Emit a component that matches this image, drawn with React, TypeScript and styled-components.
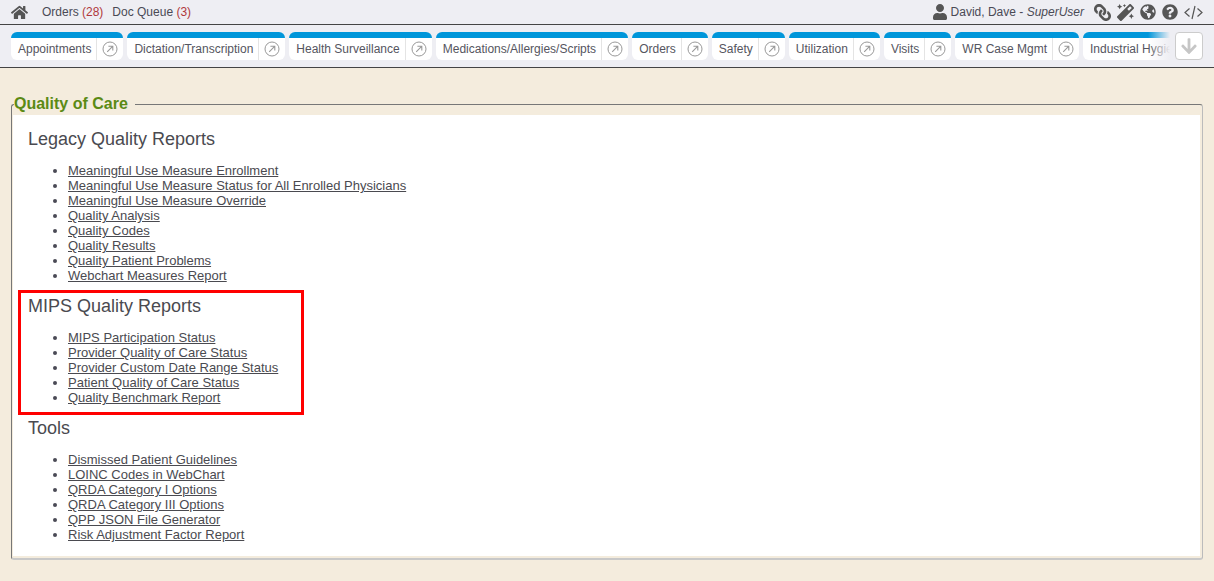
import React from "react";
import styled, { createGlobalStyle } from "styled-components";
import { FaHome, FaUser, FaLink, FaMagic, FaGlobeAmericas, FaQuestionCircle, FaArrowDown } from "react-icons/fa";

const Global = createGlobalStyle`
  html, body { margin: 0; padding: 0; background: #f4ecdd; }
  body { font-family: "Liberation Sans", Arial, sans-serif; font-size: 12px; color: #4a4a55; }
`;

const Page = styled.div`
  width: 1214px;
  height: 581px;
  overflow: hidden;
`;

const TopBar = styled.header`
  height: 24px;
  display: flex;
  align-items: center;
  justify-content: space-between;
  background: #eeeef3;
  border-bottom: 1px solid #444;
  padding: 0 11px 0 11px;
`;

const NavGroup = styled.nav`
  display: flex;
  align-items: center;
`;

const HomeLink = styled.span`
  display: flex;
  color: #555;
  font-size: 17px;
  margin-right: 14px;
`;

const NavLink = styled.span`
  margin-right: 9px;
  color: #4a4a55;
`;

const Count = styled.span`
  color: #b0383c;
`;

const UserGroup = styled.div`
  display: flex;
  align-items: center;
`;

const UserName = styled.span`
  display: flex;
  align-items: center;
  gap: 3px;
  margin-right: 10px;
  em { font-style: italic; }
`;

const UserIcon = styled.span`
  display: flex;
  color: #555;
  font-size: 16px;
`;

const Tools = styled.div`
  display: flex;
  align-items: center;
  gap: 6px;
  color: #555;
  font-size: 17px;
  svg { display: block; }
`;

const FlippedIcon = styled.span`
  display: flex;
  transform: scaleX(-1);
`;

const TabBand = styled.div`
  height: 43px;
  box-sizing: border-box;
  display: flex;
  align-items: flex-start;
  padding: 7px 11px 0;
  gap: 5px;
  background: #eeeef3;
  border-bottom: 1px solid #444;
`;

const TabStrip = styled.div`
  position: relative;
  width: 1159px;
  display: flex;
  gap: 4px;
  overflow: hidden;
  flex: none;
  &::after {
    content: "";
    position: absolute;
    top: 0;
    right: 0;
    bottom: 0;
    width: 22px;
    background: linear-gradient(to right, rgba(238, 238, 243, 0), #eeeef3);
  }
`;

const Tab = styled.div`
  flex: none;
  display: flex;
  height: 28px;
  box-sizing: border-box;
  background: #fff;
  border-top: 6px solid #0096da;
  border-radius: 6px;
`;

const TabLabel = styled.span`
  display: flex;
  align-items: center;
  padding: 0 5px 0 7px;
  color: #555560;
  white-space: nowrap;
`;

const TabAction = styled.span`
  width: 26px;
  display: flex;
  align-items: center;
  justify-content: center;
  border-left: 1px solid #e4e4e4;
  svg { display: block; }
`;

const ScrollButton = styled.button`
  flex: none;
  width: 28px;
  height: 28px;
  box-sizing: border-box;
  padding: 0;
  display: flex;
  align-items: center;
  justify-content: center;
  background: #fff;
  border: 1px solid #ccc;
  border-radius: 4px;
  color: #c6c6c6;
  font-size: 18px;
`;

const Main = styled.main`
  padding: 26px 11px 0;
`;

const Panel = styled.fieldset`
  margin: 0;
  padding: 0 2px 2px 1px;
  width: 1192px;
  box-sizing: border-box;
  border: 1px solid #777;
  border-right-color: #bbb;
  border-bottom: 2px solid #c8c8c8;
  border-radius: 3px;
  min-width: 0;
`;

const PanelLegend = styled.legend`
  padding: 0 7px 0 0;
  margin-left: 1px;
  font-size: 16px;
  line-height: 20px;
  font-weight: bold;
  color: #5b8a14;
`;

const PanelBody = styled.div`
  margin-top: 1px;
  background: #fff;
  padding: 14px 0 14px 5px;
`;

const Section = styled.section`
  padding-left: 10px;
`;

const HighlightSection = styled.section`
  width: 286px;
  box-sizing: border-box;
  margin: 7px 0 3px;
  border: 3px solid #f00;
  padding: 3px 0 7px 7px;
`;

const Heading = styled.h2`
  margin: 0;
  font-size: 18px;
  line-height: 20px;
  font-weight: normal;
  color: #4a4a50;
`;

const LinkList = styled.ul`
  margin: 14px 0 0;
  padding: 0 0 0 40px;
  font-size: 13px;
  line-height: 15px;
`;

const ReportLink = styled.a`
  color: #4a4a50;
  text-decoration: underline;
  cursor: pointer;
`;

const ArrowCircle = () => (
  <svg width="16" height="16" viewBox="0 0 16 16" fill="none" stroke="#999" strokeWidth="1">
    <circle cx="8" cy="8" r="7" />
    <path d="M5.2 10.8 L10.6 5.4 M6.4 5.2 H10.8 V9.6" strokeWidth="1.1" />
  </svg>
);

const CodeGlyph = () => (
  <svg width="19" height="15" viewBox="0 0 19 15" fill="none" stroke="#555" strokeWidth="1.2">
    <path d="M5.5 3.5 L1 7.5 L5.5 11.5 M13.5 3.5 L18 7.5 L13.5 11.5 M11 1 L8 14" />
  </svg>
);

const tabs = ["Appointments", "Dictation/Transcription", "Health Surveillance", "Medications/Allergies/Scripts", "Orders", "Safety", "Utilization", "Visits", "WR Case Mgmt", "Industrial Hygiene"];

const sectionA = ["Meaningful Use Measure Enrollment", "Meaningful Use Measure Status for All Enrolled Physicians", "Meaningful Use Measure Override", "Quality Analysis", "Quality Codes", "Quality Results", "Quality Patient Problems", "Webchart Measures Report"];
const sectionB = ["MIPS Participation Status", "Provider Quality of Care Status", "Provider Custom Date Range Status", "Patient Quality of Care Status", "Quality Benchmark Report"];
const sectionC = ["Dismissed Patient Guidelines", "LOINC Codes in WebChart", "QRDA Category I Options", "QRDA Category III Options", "QPP JSON File Generator", "Risk Adjustment Factor Report"];

const Links = ({ items }: { items: string[] }) => (
  <LinkList>
    {items.map((t) => (
      <li key={t}><ReportLink>{t}</ReportLink></li>
    ))}
  </LinkList>
);

export default function App() {
  return (
    <Page>
      <Global />
      <TopBar>
        <NavGroup>
          <HomeLink><FaHome /></HomeLink>
          <NavLink>Orders <Count>(28)</Count></NavLink>
          <NavLink>Doc Queue <Count>(3)</Count></NavLink>
        </NavGroup>
        <UserGroup>
          <UserName>
            <UserIcon><FaUser /></UserIcon>
            <span>David, Dave - <em>SuperUser</em></span>
          </UserName>
          <Tools>
            <FlippedIcon><FaLink /></FlippedIcon>
            <FaMagic />
            <FaGlobeAmericas size={16} />
            <FaQuestionCircle size={16} />
            <CodeGlyph />
          </Tools>
        </UserGroup>
      </TopBar>
      <TabBand>
        <TabStrip>
          {tabs.map((t) => (
            <Tab key={t}>
              <TabLabel>{t}</TabLabel>
              <TabAction><ArrowCircle /></TabAction>
            </Tab>
          ))}
        </TabStrip>
        <ScrollButton aria-label="Scroll down"><FaArrowDown /></ScrollButton>
      </TabBand>
      <Main>
        <Panel>
          <PanelLegend>Quality of Care</PanelLegend>
          <PanelBody>
            <Section>
              <Heading>Legacy Quality Reports</Heading>
              <Links items={sectionA} />
            </Section>
            <HighlightSection>
              <Heading>MIPS Quality Reports</Heading>
              <Links items={sectionB} />
            </HighlightSection>
            <Section>
              <Heading>Tools</Heading>
              <Links items={sectionC} />
            </Section>
          </PanelBody>
        </Panel>
      </Main>
    </Page>
  );
}
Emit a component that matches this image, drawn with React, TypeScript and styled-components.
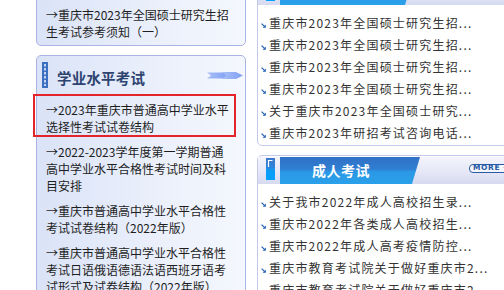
import React from 'react';
import styled, { createGlobalStyle } from 'styled-components';

const Global = createGlobalStyle`
  html, body { margin: 0; padding: 0; background: #fff; overflow: hidden; }
  body { font-family: "Noto Sans CJK SC", "Noto Sans", sans-serif; }
`;

const Page = styled.div`
  display: flex;
  align-items: flex-start;
  gap: 11px;
  padding-left: 36px;
  width: 560px;
  height: 290px;
  overflow: hidden;
`;

const LeftCol = styled.div`
  width: 210px;
  flex: none;
  display: flex;
  flex-direction: column;
  gap: 9px;
  margin-top: -10px;
`;

const SideBox = styled.div<{ $top?: number }>`
  box-sizing: border-box;
  border: 1px solid #aab3e4;
  border-radius: 5px;
  background: linear-gradient(90deg, #dae3f7 0%, #eef2fc 70%, #f4f7fd 100%);
  padding-top: ${(p) => p.$top ?? 0}px;
  padding-bottom: 5px;
`;

const SideHeader = styled.div`
  height: 38px;
  display: flex;
  align-items: center;
  padding: 0 2px 0 5px;
  gap: 9px;
`;

const SideTitle = styled.div`
  font-size: 14.5px;
  font-weight: bold;
  color: #2e4470;
  padding-top: 4px;
  letter-spacing: 0.2px;
`;

const ArrowWrap = styled.div`
  margin-left: auto;
  display: flex;
  padding-top: 1px;
`;

const SideList = styled.div`
  display: flex;
  flex-direction: column;
  gap: 8px;
  padding-top: 7px;
`;

const SideItem = styled.div<{ $hl?: boolean }>`
  position: relative;
  font-size: 12px;
  line-height: 17px;
  color: #1e1e1e;
  width: 185px;
  padding-left: 9px;
  ${(p) =>
    p.$hl
      ? `&::after {
    content: "";
    position: absolute;
    left: -4px;
    right: -5px;
    top: -7px;
    bottom: -2px;
    border: 2px solid #e3252b;
    pointer-events: none;
  }`
      : ''}
`;

const RightCol = styled.div`
  width: 265px;
  flex: none;
  display: flex;
  flex-direction: column;
  gap: 9px;
  margin-top: -24px;
`;

const NewsBox = styled.div`
  border: 1px solid #c5c9e9;
  border-radius: 5px;
  padding: 1px 0 2px;
  background: #fff;
`;

const NewsHeader = styled.div`
  height: 27px;
  display: flex;
  align-items: flex-start;
  background: linear-gradient(180deg, #f3f4fc 0%, #e4e6f6 60%, #d6daf0 100%);
`;

const HeadIcon = styled.div`
  margin: 1px 5px 0 8px;
  display: flex;
`;

const Tab = styled.div<{ $w: number }>`
  width: ${(p) => p.$w}px;
  height: 27px;
  flex: none;
  clip-path: polygon(0 0, 100% 0, calc(100% - 8px) 100%, 0 100%);
  background: linear-gradient(180deg, #3170c6 0%, #2f7fd2 45%, #2a98e6 55%, #2ba0ea 100%);
  color: #fff;
  font-size: 14px;
  font-weight: bold;
  line-height: 27px;
  padding-left: 32px;
  box-sizing: border-box;
  letter-spacing: 0.5px;
`;

const More = styled.div`
  margin: 7px 0 0 49px;
  height: 9px;
  box-sizing: border-box;
  border: 1.5px solid #285aa6;
  border-radius: 4px;
  background: #f4f6fc;
  color: #285aa6;
  font-family: "DejaVu Sans", sans-serif;
  font-weight: bold;
  font-size: 7.5px;
  line-height: 6px;
  padding: 0 3px;
  letter-spacing: 0.6px;
  white-space: nowrap;
`;

const NewsList = styled.div`
  display: flex;
  flex-direction: column;
  padding-top: 6px;
`;

const NewsItem = styled.div`
  height: 22px;
  display: flex;
  align-items: center;
  gap: 3px;
  padding-left: 3px;
  font-size: 12px;
  letter-spacing: 1.2px;
  color: #333;
  white-space: nowrap;
`;

const Bullet = styled.span`
  display: flex;
  margin-top: 6px;
`;

const BulletIcon = () => (
  <Bullet>
    <svg width="5" height="5" viewBox="0 0 5 5">
      <path d="M0.6 0.6 L3.2 3.2" stroke="#1f5fb5" strokeWidth="1.2" />
      <polygon points="4.8,1.6 4.8,4.8 1.6,4.8" fill="#1f5fb5" />
    </svg>
  </Bullet>
);

const FilmIcon = () => (
  <svg width="6" height="26" viewBox="0 0 6 26">
    <rect x="0" y="0" width="6" height="26" fill="#3b6fc4" />
    <line x1="3" y1="2" x2="3" y2="24" stroke="#ffffff" strokeWidth="1.4" strokeDasharray="2.5 1.5" />
  </svg>
);

const DoubleArrow = () => (
  <svg width="36" height="7" viewBox="0 0 36 7">
    <defs>
      <linearGradient id="ag" x1="0" x2="1" y1="0" y2="0">
        <stop offset="0" stopColor="#a9c0f7" />
        <stop offset="1" stopColor="#7f9ff4" />
      </linearGradient>
    </defs>
    <polygon points="0,0.5 17,0.5 21,3.5 17,6.5 0,6.5 4,3.5" fill="url(#ag)" />
    <polygon points="15,0 29,0 36,3.5 29,7 15,7 19,3.5" fill="url(#ag)" />
  </svg>
);

const TabIcon = () => (
  <svg width="9" height="22" viewBox="0 0 9 22">
    <defs>
      <linearGradient id="tg" x1="0" x2="0" y1="0" y2="1">
        <stop offset="0" stopColor="#3d78cc" />
        <stop offset="0.45" stopColor="#2c86dc" />
        <stop offset="0.55" stopColor="#0c9cf6" />
        <stop offset="1" stopColor="#00a2ff" />
      </linearGradient>
    </defs>
    <rect width="9" height="22" fill="url(#tg)" />
    <path d="M2.5 9 V2.5 H6.5" stroke="#ffffff" strokeWidth="1.2" fill="none" />
  </svg>
);

const sideItems = [
  '→2022-2023学年度第一学期普通高中学业水平合格性考试时间及科目安排',
  '→重庆市普通高中学业水平合格性考试试卷结构（2022年版）',
  '→重庆市普通高中学业水平合格性考试日语俄语德语法语西班牙语考试形式及试卷结构（2022年版）',
];

const news1 = [
  '重庆市2023年全国硕士研究生招...',
  '重庆市2023年全国硕士研究生招...',
  '重庆市2023年全国硕士研究生招...',
  '重庆市2023年全国硕士研究生招...',
  '关于重庆市2023年全国硕士研究...',
  '重庆市2023年研招考试咨询电话...',
];

const news2 = [
  '关于我市2022年成人高校招生录...',
  '重庆市2022年各类成人高校招生...',
  '重庆市2022年成人高考疫情防控...',
  '重庆市教育考试院关于做好重庆市2...',
  '重庆市教育考试院关于做好重庆市2...',
];

export default function App() {
  return (
    <>
      <Global />
      <Page>
        <LeftCol>
          <SideBox $top={15}>
            <SideItem>→重庆市2023年全国硕士研究生招生考试参考须知（一）</SideItem>
          </SideBox>
          <SideBox>
            <SideHeader>
              <FilmIcon />
              <SideTitle>学业水平考试</SideTitle>
              <ArrowWrap>
                <DoubleArrow />
              </ArrowWrap>
            </SideHeader>
            <SideList>
              <SideItem $hl>→2023年重庆市普通高中学业水平选择性考试试卷结构</SideItem>
              {sideItems.map((t, i) => (
                <SideItem key={i}>{t}</SideItem>
              ))}
            </SideList>
          </SideBox>
        </LeftCol>
        <RightCol>
          <NewsBox>
            <NewsHeader>
              <HeadIcon>
                <TabIcon />
              </HeadIcon>
              <Tab $w={133}>研究生考试</Tab>
              <More>MORE →</More>
            </NewsHeader>
            <NewsList>
              {news1.map((t, i) => (
                <NewsItem key={i}>
                  <BulletIcon />
                  {t}
                </NewsItem>
              ))}
            </NewsList>
          </NewsBox>
          <NewsBox>
            <NewsHeader>
              <HeadIcon>
                <TabIcon />
              </HeadIcon>
              <Tab $w={140}>成人考试</Tab>
              <More>MORE →</More>
            </NewsHeader>
            <NewsList>
              {news2.map((t, i) => (
                <NewsItem key={i}>
                  <BulletIcon />
                  {t}
                </NewsItem>
              ))}
            </NewsList>
          </NewsBox>
        </RightCol>
      </Page>
    </>
  );
}
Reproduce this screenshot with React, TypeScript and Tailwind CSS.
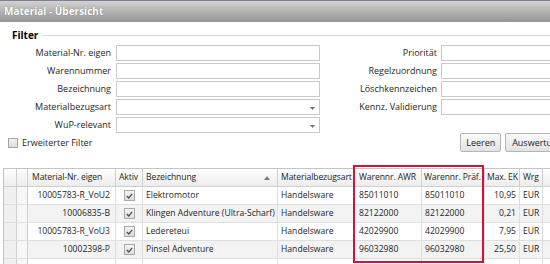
|---|
*Directions for this task*
Restate, line by line and word for word, everything from the top of the material through the line that contains "FaGlobeAmericas, FaQuestionCircle, FaArrowDown". Leave pictures out.

*Answer to the exercise*
Emit a component that matches this image, drawn with React, TypeScript and styled-components.
import React from "react";
import styled, { createGlobalStyle } from "styled-components";
import { FaHome, FaUser, FaLink, FaMagic, FaGlobeAmericas, FaQuestionCircle, FaArrowDown } from "react-icons/fa";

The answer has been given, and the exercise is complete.